What is needed
Check each line below for the word "styles", and copy those that have it.

============

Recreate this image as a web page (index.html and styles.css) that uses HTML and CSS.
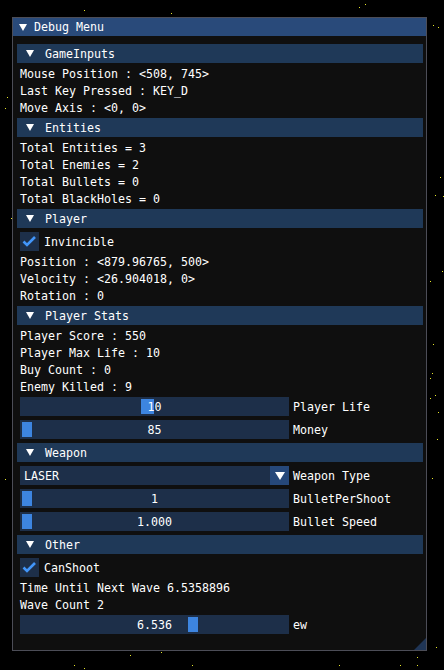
FILE: index.html
```html
<!DOCTYPE html>
<html>
<head>
<meta charset="utf-8">
<link rel="stylesheet" href="styles.css">
</head>
<body>
<div class="stars">
  <span class="star" style="left:84px;top:10px"></span>
  <span class="star" style="left:171px;top:13px"></span>
  <span class="star" style="left:359px;top:7px"></span>
  <span class="star" style="left:365px;top:4px"></span>
  <span class="star" style="left:433px;top:25px"></span>
  <span class="star" style="left:438px;top:27px"></span>
  <span class="star" style="left:7px;top:97px"></span>
  <span class="star" style="left:5px;top:108px"></span>
  <span class="star" style="left:11px;top:218px"></span>
  <span class="star" style="left:5px;top:479px"></span>
  <span class="star" style="left:440px;top:177px"></span>
  <span class="star" style="left:435px;top:195px"></span>
  <span class="star" style="left:443px;top:196px"></span>
  <span class="star" style="left:442px;top:271px"></span>
  <span class="star" style="left:430px;top:281px"></span>
  <span class="star" style="left:433px;top:344px"></span>
  <span class="star" style="left:432px;top:373px"></span>
  <span class="star" style="left:430px;top:378px"></span>
  <span class="star" style="left:435px;top:395px"></span>
  <span class="star" style="left:430px;top:398px"></span>
  <span class="star" style="left:438px;top:412px"></span>
  <span class="star" style="left:437px;top:439px"></span>
  <span class="star" style="left:432px;top:478px"></span>
  <span class="star" style="left:436px;top:647px"></span>
  <span class="star" style="left:130px;top:655px"></span>
  <span class="star" style="left:161px;top:652px"></span>
  <span class="star" style="left:74px;top:665px"></span>
  <span class="star" style="left:84px;top:668px"></span>
  <span class="star" style="left:192px;top:665px"></span>
  <span class="star" style="left:339px;top:665px"></span>
  <span class="star" style="left:400px;top:665px"></span>
  <span class="star" style="left:417px;top:657px"></span>
  <span class="star" style="left:417px;top:665px"></span>
</div>

<div class="window">
  <div class="titlebar"><span class="tri"></span><span class="label">Debug Menu</span></div>
  <div class="content">
    <div class="header"><span class="tri"></span><span class="label">GameInputs</span></div>
    <div class="text">Mouse Position : &lt;508, 745&gt;</div>
    <div class="text">Last Key Pressed : KEY_D</div>
    <div class="text">Move Axis : &lt;0, 0&gt;</div>

    <div class="header"><span class="tri"></span><span class="label">Entities</span></div>
    <div class="text">Total Entities = 3</div>
    <div class="text">Total Enemies = 2</div>
    <div class="text">Total Bullets = 0</div>
    <div class="text">Total BlackHoles = 0</div>

    <div class="header"><span class="tri"></span><span class="label">Player</span></div>
    <div class="check-row">
      <span class="checkbox"><svg width="19" height="19" viewBox="0 0 19 19"><polyline points="3.5,9.5 7,13 15,5" fill="none" stroke="#4296fa" stroke-width="2.6"/></svg></span>
      <span class="label">Invincible</span>
    </div>
    <div class="text">Position : &lt;879.96765, 500&gt;</div>
    <div class="text">Velocity : &lt;26.904018, 0&gt;</div>
    <div class="text">Rotation : 0</div>

    <div class="header"><span class="tri"></span><span class="label">Player Stats</span></div>
    <div class="text">Player Score : 550</div>
    <div class="text">Player Max Life : 10</div>
    <div class="text">Buy Count : 0</div>
    <div class="text">Enemy Killed : 9</div>
    <div class="row">
      <div class="slider"><span class="grab wide" style="left:121px"></span><span class="label">10</span></div>
      <span class="label">Player Life</span>
    </div>
    <div class="row">
      <div class="slider"><span class="grab" style="left:2px"></span><span class="label">85</span></div>
      <span class="label">Money</span>
    </div>

    <div class="header"><span class="tri"></span><span class="label">Weapon</span></div>
    <div class="row">
      <div class="combo"><span class="label combo-text">LASER</span><span class="combo-btn"><span class="tri"></span></span></div>
      <span class="label">Weapon Type</span>
    </div>
    <div class="row">
      <div class="slider"><span class="grab" style="left:2px"></span><span class="label">1</span></div>
      <span class="label">BulletPerShoot</span>
    </div>
    <div class="row">
      <div class="slider"><span class="grab" style="left:2px"></span><span class="label">1.000</span></div>
      <span class="label">Bullet Speed</span>
    </div>

    <div class="header"><span class="tri"></span><span class="label">Other</span></div>
    <div class="check-row">
      <span class="checkbox"><svg width="19" height="19" viewBox="0 0 19 19"><polyline points="3.5,9.5 7,13 15,5" fill="none" stroke="#4296fa" stroke-width="2.6"/></svg></span>
      <span class="label">CanShoot</span>
    </div>
    <div class="text">Time Until Next Wave 6.5358896</div>
    <div class="text">Wave Count 2</div>
    <div class="row">
      <div class="slider"><span class="grab" style="left:168px"></span><span class="label">6.536</span></div>
      <span class="label">ew</span>
    </div>
  </div>
  <div class="grip"></div>
</div>
</body>
</html>
```

FILE: styles.css
```css
* { box-sizing: border-box; }

html, body {
  margin: 0;
  padding: 0;
}

body {
  width: 444px;
  height: 670px;
  overflow: hidden;
  background: #000;
  color: #fff;
  font-family: "DejaVu Sans Mono", "Liberation Mono", monospace;
  font-size: 11.63px;
  line-height: 15px;
  position: relative;
}

.stars {
  position: absolute;
  left: 0;
  top: 0;
  width: 444px;
  height: 670px;
}

.star {
  position: absolute;
  width: 1px;
  height: 1px;
  background: #e6e62a;
}

.window {
  position: relative;
  margin: 17px 0 0 12px;
  width: 415px;
  height: 634px;
  border: 1px solid #4c4d57;
  background: #0f0f0f;
}

.titlebar {
  height: 18px;
  background: #294a7a;
  display: flex;
  align-items: center;
  padding-left: 6px;
  white-space: pre;
}

.titlebar .tri {
  margin-right: 7px;
  margin-top: 1px;
}

.titlebar .label {
  padding-top: 0;
}

.tri {
  display: inline-block;
  width: 0;
  height: 0;
  border-left: 4px solid transparent;
  border-right: 4px solid transparent;
  border-top: 7px solid #fff;
  flex: none;
}

.label {
  padding-top: 2px;
  white-space: pre;
  position: relative;
}

.content {
  padding: 8px 7px 0 7px;
  display: flex;
  flex-direction: column;
  gap: 4px;
}

.text {
  height: 13px;
  white-space: pre;
}

.header {
  height: 19px;
  margin: 0 -4px 0 -3px;
  background: #1f3958;
  display: flex;
  align-items: center;
  padding-left: 9px;
}

.header .tri {
  margin-right: 11px;
}

.check-row {
  display: flex;
  align-items: center;
  gap: 5px;
  height: 19px;
}

.checkbox {
  width: 19px;
  height: 19px;
  background: #1d2f49;
  display: block;
  flex: none;
}

.checkbox svg {
  display: block;
}

.row {
  display: flex;
  align-items: center;
  gap: 4px;
  height: 19px;
}

.slider {
  position: relative;
  width: 269px;
  height: 19px;
  background: #1d2f49;
  flex: none;
  display: flex;
  align-items: center;
  justify-content: center;
}

.grab {
  position: absolute;
  top: 2px;
  width: 10px;
  height: 15px;
  background: #3d85e0;
}

.grab.wide {
  width: 13px;
}

.combo {
  width: 269px;
  height: 19px;
  background: #1d2f49;
  display: flex;
  align-items: center;
  flex: none;
}

.combo-text {
  flex: 1;
  padding-left: 4px;
}

.combo-btn {
  width: 19px;
  height: 19px;
  background: #26487a;
  display: flex;
  align-items: center;
  justify-content: center;
}

.combo-btn .tri {
  border-left-width: 5px;
  border-right-width: 5px;
  border-top-width: 8px;
}

.grip {
  position: absolute;
  right: 0;
  bottom: 0;
  width: 12px;
  height: 12px;
  background: #1f3556;
  clip-path: polygon(100% 0, 100% 100%, 0 100%);
}
```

============

Task answer
Recreate this image as a web page (index.html and styles.css) that uses HTML and CSS.
<link rel="stylesheet" href="styles.css">
FILE: styles.css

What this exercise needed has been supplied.